307. And Violet and Veruca have the hots for each other. Apparently two preteen lesbians are perfectly okay.
308. Well, how do we represent that Wonka is whimsical and unpredictable? By having an annoying song detract everyone, then having the puppets that sang the song blow up, and then showing he enjoyed the show? Didn't think so.
309. "He's Willy Wonka!" "Really?" I'm with Charlie on this one.
310. "Don't you want to know our names?" "Can't imagine how it wouldn't matter." Friendly reminder that one of the children is going to run the factory.
311. "Mr.
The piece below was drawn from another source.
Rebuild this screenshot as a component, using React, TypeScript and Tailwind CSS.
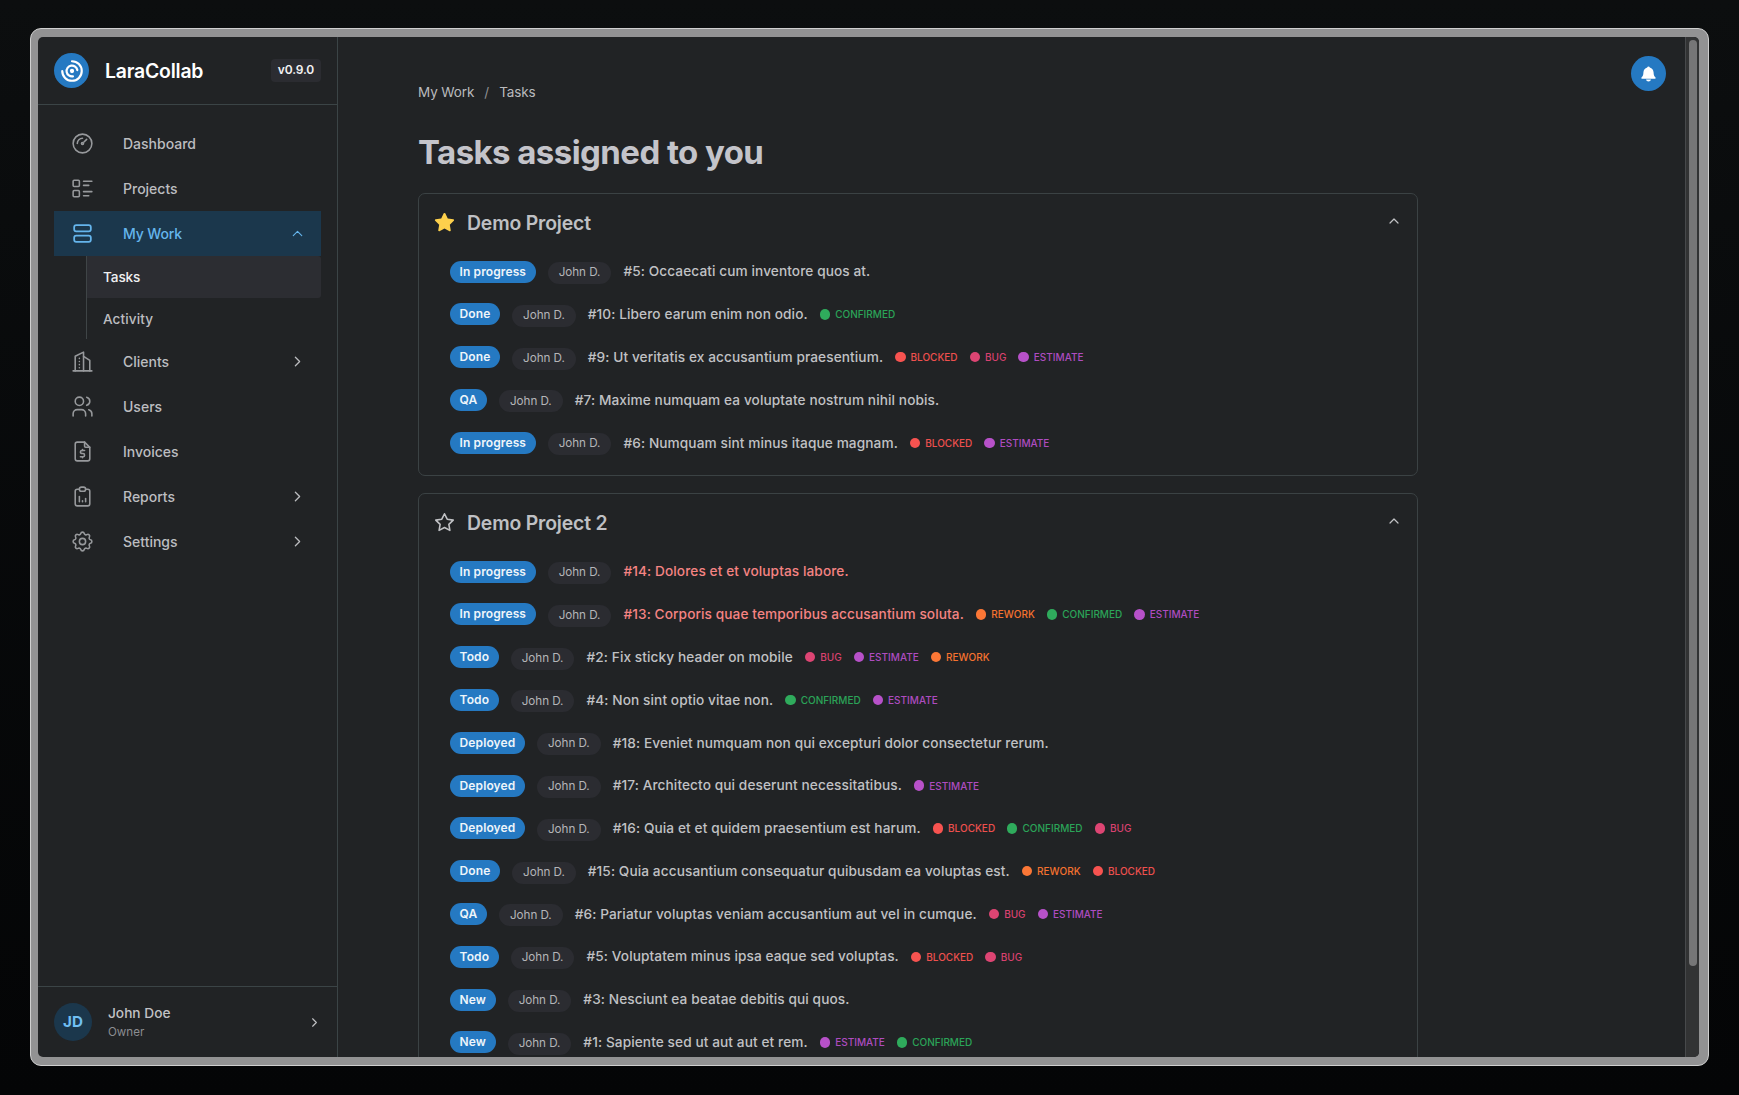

Wonka, I'm Violet Beauregarde." "I'm Veruca Salt." "I'm Augustus Gloop." "You're Mike Teavee." In case you need recapping.
312. "And you." ...except for Charlie's name, that is. You hear it at the beginning and then you hear it at the very end. That's it.
313. How come Wonka has trouble saying the word "parents" when he never had both parents to grow up with? Those flashbacks only show his dad, and clearly imply Wilbur's house was both a house and an office at the same time.
314. Are those amanitas? The movie is essentially teaching us to eat poisonous mushrooms.
315. Augustus drops the Wonka bar in excitement over the whole candyland...or is it just to show that Wonka bars are multilingual?
316. "...but that is called cannibalism, my dear children, and is in fact frowned upon in most societies." But, you know, it's actually okay, from an objective point of view. It's just that you might be charged with murder. But go ahead. Eat Wonka.
317. "Because then I wouldn't be a champion. I'd be a loser. Like you." Come on, Violet, you know literally nothing about Charlie. Maybe he's a bigger champion than you and you've insulted him.
318. Big eater cliche.
319. So not only do Violet and Veruca have the hots for each other, so do their parents.
320. Hold up, didn't Veruca have a mom? Looks like someone's getting a divorce.
321. So real places like Tokyo, Marrakesh, NYC, Dusseldorf, Buckingamshire, Atlanta and Denver do get cool flashing titles, but Loompaland doesn't? Or is it because we're in Wonka's mind?
322. Wonka was looking for exotic new flavors for his chocolate even though the factory was closed down?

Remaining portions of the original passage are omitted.